Mule skinner Matt Caroll is at odds with Clint from the beginning, becoming attracted to Lilly and suspicious of Clint's skill as a doctor. After scout Tall Tale is bitten by a Gila monster and needs a limb amputated, Clint's true identity is revealed and Beale makes him leave. Carroll follows, after the gold, but Clint kills him. Clint repents to Beale by leading the caravan to water and helping fend off attacking Apache braves. He reunites with Lilly and vows to return the gold.

==Cast==
- Rod Cameron as Edward Fitzgerald Beale
- Joanne Dru as Lilly
- John Ireland as Clint McDonald
- John Dehner as Matt Carroll
- Guinn 'Big Boy' Williams as Tall Tale
- Darryl Hickman as Jeb
- Stuart Randall as Lt. Owens
- Mark Hanna as Hi Jolly
- Douglas Fowley as Toad Ellis
- Morris Ankrum as Doc Stanton

==Production==
Parts of the film were shot in Johnson Canyon and Coral Pink Sand Dunes in Utah.

==Notes==
- Navajo Indians from Utah played Apaches in the film. John Ireland and Joanne Dru were husband and wife when this film was made.
- This used to be one of only two feature films for which the original 3-D elements are lost, the other being Top Banana (1954).
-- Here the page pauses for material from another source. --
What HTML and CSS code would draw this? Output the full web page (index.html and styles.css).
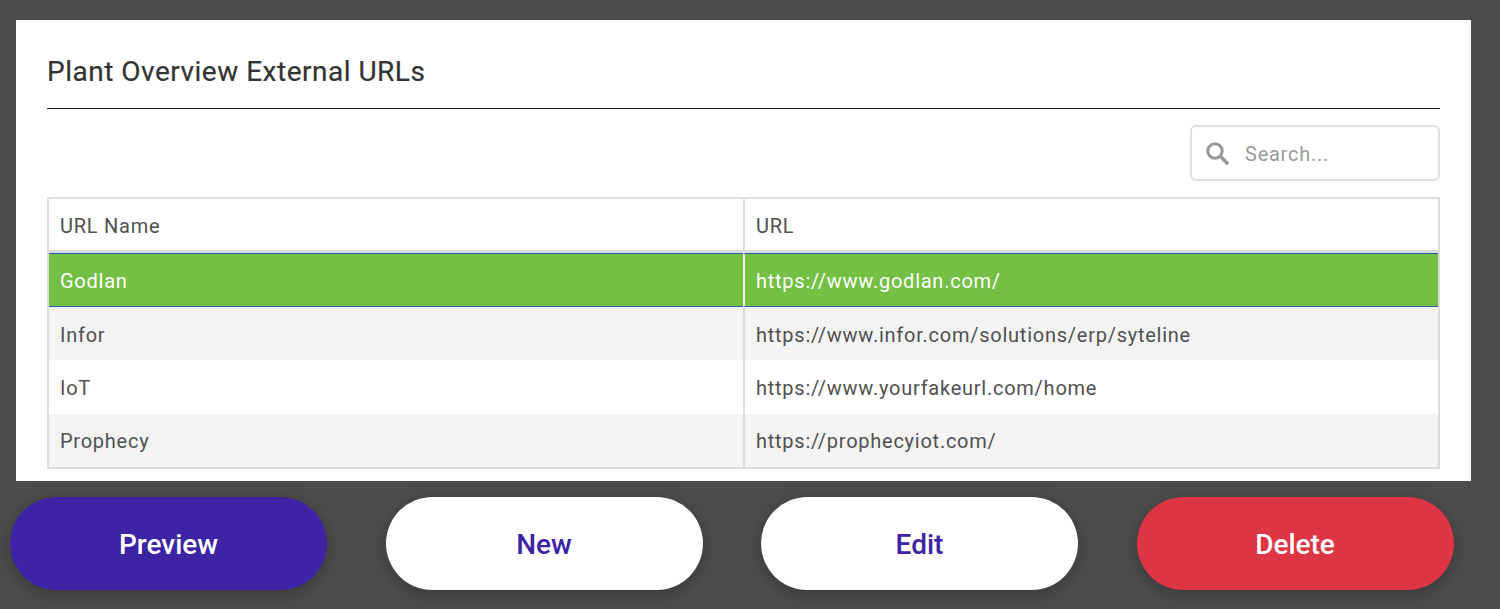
FILE: index.html
```html
<!DOCTYPE html>
<html lang="en">
<head>
<meta charset="utf-8">
<title>Plant Overview External URLs</title>
<link rel="stylesheet" href="styles.css">
</head>
<body>
<main class="page">
  <section class="card">
    <h1 class="title">Plant Overview External URLs</h1>
    <div class="toolbar">
      <label class="search">
        <svg class="search-icon" viewBox="0 0 24 24" width="24" height="24" aria-hidden="true"><circle cx="10" cy="10" r="7.2" fill="none" stroke="#999" stroke-width="3"/><path d="M15.5 15.5 L22 22" stroke="#999" stroke-width="3.6" stroke-linecap="round"/></svg>
        <input class="search-input" type="text" placeholder="Search...">
      </label>
    </div>
    <table class="grid">
      <thead>
        <tr><th>URL Name</th><th>URL</th></tr>
      </thead>
      <tbody>
        <tr class="selected"><td>Godlan</td><td>https://www.godlan.com/</td></tr>
        <tr class="odd"><td>Infor</td><td>https://www.infor.com/solutions/erp/syteline</td></tr>
        <tr class="tall"><td>IoT</td><td>https://www.yourfakeurl.com/home</td></tr>
        <tr class="odd last"><td>Prophecy</td><td>https://prophecyiot.com/</td></tr>
      </tbody>
    </table>
  </section>
  <div class="actions">
    <button class="btn btn-primary">Preview</button>
    <button class="btn btn-plain">New</button>
    <button class="btn btn-plain">Edit</button>
    <button class="btn btn-danger">Delete</button>
  </div>
</main>
</body>
</html>
```
FILE: styles.css
```css
* { box-sizing: border-box; }
html, body { margin: 0; height: 100%; overflow: hidden; }
body { background: #4c4c4c; font-family: Roboto, "Liberation Sans", sans-serif; color: #444; }
.page { padding: 20px 0 0 0; }
.card { margin: 0 29px 0 16px; height: 461px; background: #fff; padding: 31px 31px 0 31px; }
.title { margin: 0; height: 58px; border-bottom: 1px solid #222; font-size: 28px; line-height: 41px; font-weight: 400; letter-spacing: 0.5px; color: #333; -webkit-text-stroke: 0.2px #333; }
.toolbar { display: flex; justify-content: flex-end; padding-top: 16px; }
.search { display: flex; align-items: center; width: 250px; height: 56px; border: 2px solid #e0e0e0; border-radius: 6px; padding-left: 13px; background: #fff; }
.search-icon { flex: none; }
.search-input { flex: 1; min-width: 0; border: 0; outline: 0; margin: 2px 0 0 14px; font: 400 20px Roboto, sans-serif; letter-spacing: 0.75px; background: transparent; color: #999; }
.search-input::placeholder { color: #999; opacity: 1; }
.grid { width: 100%; margin-top: 16px; border-collapse: separate; border-spacing: 0; table-layout: fixed; border: 2px solid #dcdcdc; font-size: 20px; letter-spacing: 0.75px; }
.grid th, .grid td { text-align: left; font-weight: 400; padding: 2px 0 0 11px; color: #505050; }
.grid th:first-child { width: 694px; }
.grid th + th, .grid td + td { border-left: 2px solid #dcdcdc; }
.grid th { height: 54px; border-bottom: 3px solid #d8dde6; }
.grid td { height: 53px; }
.odd td { background: #f4f4f4; }
.tall td { height: 54px; }
.grid .last td { padding-top: 0; }
.grid .selected td { background: #73c045; color: #fff; border-top: 1px solid #2a5fa8; border-bottom: 1px solid #2a5fa8; height: 54px; padding-top: 1px; }
.grid .selected td + td { border-left: 2px solid #e6f2de; }
.actions { display: flex; gap: 58.5px; padding: 16px 0 0 10px; }
.btn { width: 317px; height: 93px; border: 0; border-radius: 47px; font: 500 28px Roboto, sans-serif; box-shadow: 0 4px 16px rgba(0,0,0,0.25); padding: 2px 0 0; }
.btn-primary { background: #3c24a4; color: #fff; }
.btn-plain { background: #fff; color: #3c24a4; }
.btn-danger { background: #dd3545; color: #fff; }
```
However, 3-D Film Archive founder Bob Furmanek has confirmed that the four missing reels from the right side were located in a UK film lab in 2018 by Darren Gross of MGM. The UK lab had acquired the inventory of a bankrupt Italian lab, and the reels in question had been labeled as "Camels West", which Darren knew to be the film's UK title. The film is now slated to be restored by the 3-D Film Archive and released on Blu-ray 3D in 2024 by Kino Lorber.
- The film was originally known as Camel Corps.